• Exercise details
Select, from the data, each line where "page" occurs.

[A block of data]
********

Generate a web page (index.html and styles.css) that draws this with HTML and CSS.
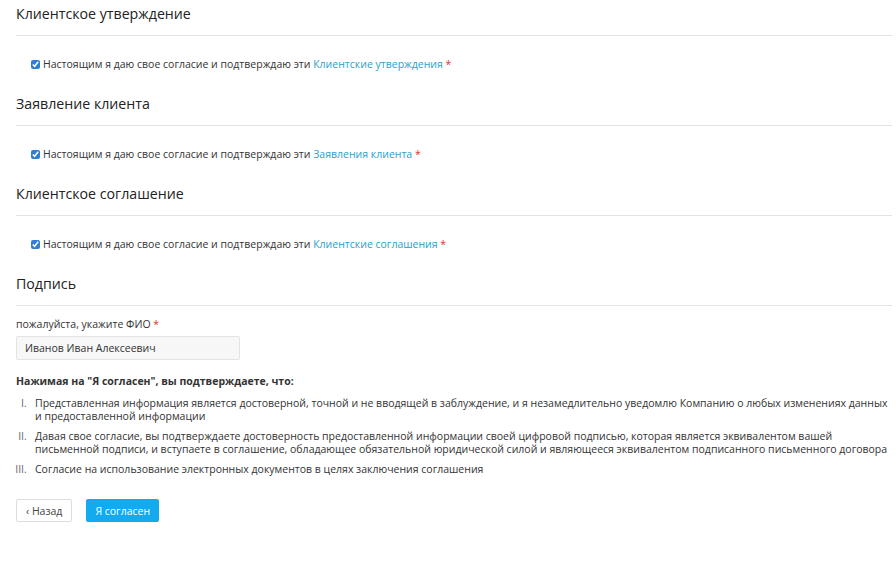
FILE: index.html
```html
<!DOCTYPE html>
<html lang="ru">
<head>
    <meta charset="UTF-8">
    <meta name="viewport" content="width=device-width, initial-scale=1.0">
    <title>Подтверждение</title>
    <link rel="stylesheet" href="styles.css">
</head>
<body>
    <div class="page">
        <div class="section">
            <h3 class="section-title">Клиентское утверждение</h3>
            <label class="agree">
                <input type="checkbox" checked>
                <span>Настоящим я даю свое согласие и подтверждаю эти <a href="#">Клиентские утверждения</a> <span class="req">*</span></span>
            </label>
        </div>
        <div class="section">
            <h3 class="section-title">Заявление клиента</h3>
            <label class="agree">
                <input type="checkbox" checked>
                <span>Настоящим я даю свое согласие и подтверждаю эти <a href="#">Заявления клиента</a> <span class="req">*</span></span>
            </label>
        </div>
        <div class="section">
            <h3 class="section-title">Клиентское соглашение</h3>
            <label class="agree">
                <input type="checkbox" checked>
                <span>Настоящим я даю свое согласие и подтверждаю эти <a href="#">Клиентские соглашения</a> <span class="req">*</span></span>
            </label>
        </div>
        <div class="section">
            <h3 class="section-title">Подпись</h3>
            <label class="field-label" for="fio">пожалуйста, укажите ФИО <span class="req">*</span></label>
            <input type="text" id="fio" class="field" value="Иванов Иван Алексеевич">
            <p class="terms-title">Нажимая на "Я согласен", вы подтверждаете, что:</p>
            <ol class="terms">
                <li>Представленная информация является достоверной, точной и не вводящей в заблуждение, и я незамедлительно уведомлю Компанию о любых изменениях данных и предоставленной информации</li>
                <li>Давая свое согласие, вы подтверждаете достоверность предоставленной информации своей цифровой подписью, которая является эквивалентом вашей письменной подписи, и вступаете в соглашение, обладающее обязательной юридической силой и являющееся эквивалентом подписанного письменного договора</li>
                <li>Согласие на использование электронных документов в целях заключения соглашения</li>
            </ol>
            <div class="actions">
                <button class="btn btn-back">&lsaquo; Назад</button>
                <button class="btn btn-primary">Я согласен</button>
            </div>
        </div>
    </div>
</body>
</html>
```

FILE: styles.css
```css
body {
    margin: 0;
    padding: 0;
    background: #fff;
    font-family: 'Open Sans', 'Liberation Sans', sans-serif;
    font-size: 10.5px;
    color: #333;
}
.page {
    padding: 4px 4px 0 16px;
}
.section {
    margin-bottom: 22px;
}
.section-title {
    margin: 0;
    font-size: 14.2px;
    font-weight: normal;
    line-height: 20px;
    color: #222;
    padding-bottom: 11px;
    border-bottom: 1px solid #e3e3e3;
}
.agree {
    display: flex;
    align-items: center;
    margin-top: 20px;
    padding-left: 15px;
    line-height: 16px;
}
.agree input {
    width: 9px;
    height: 9px;
    margin: 0 3px 0 0;
    accent-color: #2f7fd8;
}
a {
    color: #2a9fd0;
    text-decoration: none;
}
.req {
    color: #e0322e;
}
.field-label {
    display: block;
    margin-top: 10px;
    line-height: 16px;
}
.field {
    display: block;
    box-sizing: border-box;
    width: 224px;
    height: 24px;
    margin-top: 4px;
    padding: 0 8px;
    border: 1px solid #e3e3e3;
    border-radius: 2px;
    background: #f7f7f7;
    font-family: inherit;
    font-size: 10.5px;
    color: #333;
}
.terms-title {
    margin: 13px 0 0;
    font-weight: bold;
    line-height: 16px;
}
.terms {
    margin: 8px 0 0;
    padding-left: 19px;
}
.terms li {
    line-height: 13px;
    margin-bottom: 7px;
}
.terms li::marker {
    content: counter(list-item, upper-roman) ".\00a0\00a0\00a0";
    color: #666;
}
.actions {
    display: flex;
    gap: 14px;
    margin-top: 23px;
}
.btn {
    height: 23px;
    padding: 0 8px;
    border-radius: 2px;
    font-family: inherit;
    font-size: 10.5px;
    cursor: pointer;
}
.btn-back {
    padding: 0 9px;
    background: #fff;
    border: 1px solid #ddd;
    color: #444;
}
.btn-primary {
    background: #14aaf0;
    border: 1px solid #14aaf0;
    color: #fff;
}
```
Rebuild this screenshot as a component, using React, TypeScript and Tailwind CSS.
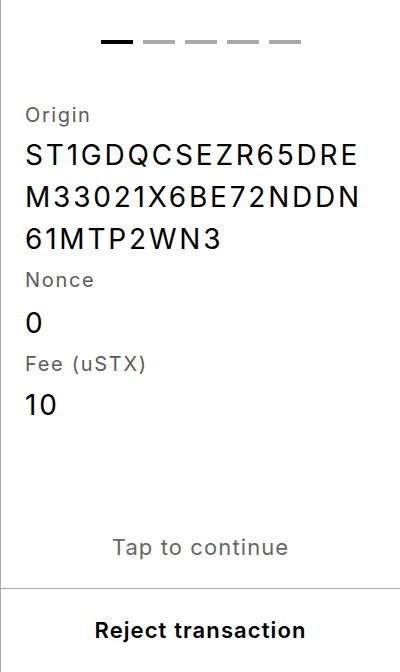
import React from 'react';

const steps = [true, false, false, false, false];

export default function App() {
  return (
    <div
      className="h-[672px] w-[400px] bg-white border-l border-[#aaaaaa] flex flex-col text-black"
      style={{ fontFamily: 'Inter, "Noto Sans", sans-serif' }}
    >
      {/* progress dashes */}
      <div className="flex justify-center gap-[10px] pt-[40px]">
        {steps.map((active, i) => (
          <div key={i} className={`h-[4px] w-[32px] ${active ? 'bg-black' : 'bg-[#aaaaaa]'}`} />
        ))}
      </div>

      <div className="flex-1 flex flex-col px-[24px] pt-[56px]">
        <div className="text-[20px] leading-[30px] tracking-[1.6px] text-[#5c5c5c]">Origin</div>
        <div className="mt-[4px] text-[28px] leading-[42px] tracking-[2.8px]">
          ST1GDQCSEZR65DRE
          <br />
          M33021X6BE72NDDN
          <br />
          61MTP2WN3
        </div>
        <div className="mt-[5px] text-[20px] leading-[30px] tracking-[1.7px] text-[#5c5c5c]">Nonce</div>
        <div className="mt-[7px] text-[28px] leading-[42px] tracking-[2.8px]">0</div>
        <div className="mt-[5px] text-[20px] leading-[30px] tracking-[1.7px] text-[#5c5c5c]">Fee (uSTX)</div>
        <div className="mt-[5px] text-[28px] leading-[42px] tracking-[2.8px]">10</div>

        <div className="mt-auto pb-[26px] text-center text-[22px] leading-[30px] tracking-[1.1px] text-[#666666]">
          Tap to continue
        </div>
      </div>

      <div className="h-[84px] border-t border-[#aaaaaa] flex items-center justify-center">
        <span className="text-[22px] font-semibold tracking-[1.1px]">Reject transaction</span>
      </div>
    </div>
  );
}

********

• Solved problem
Generate a web page (index.html and styles.css) that draws this with HTML and CSS.
    <div class="page">
.page {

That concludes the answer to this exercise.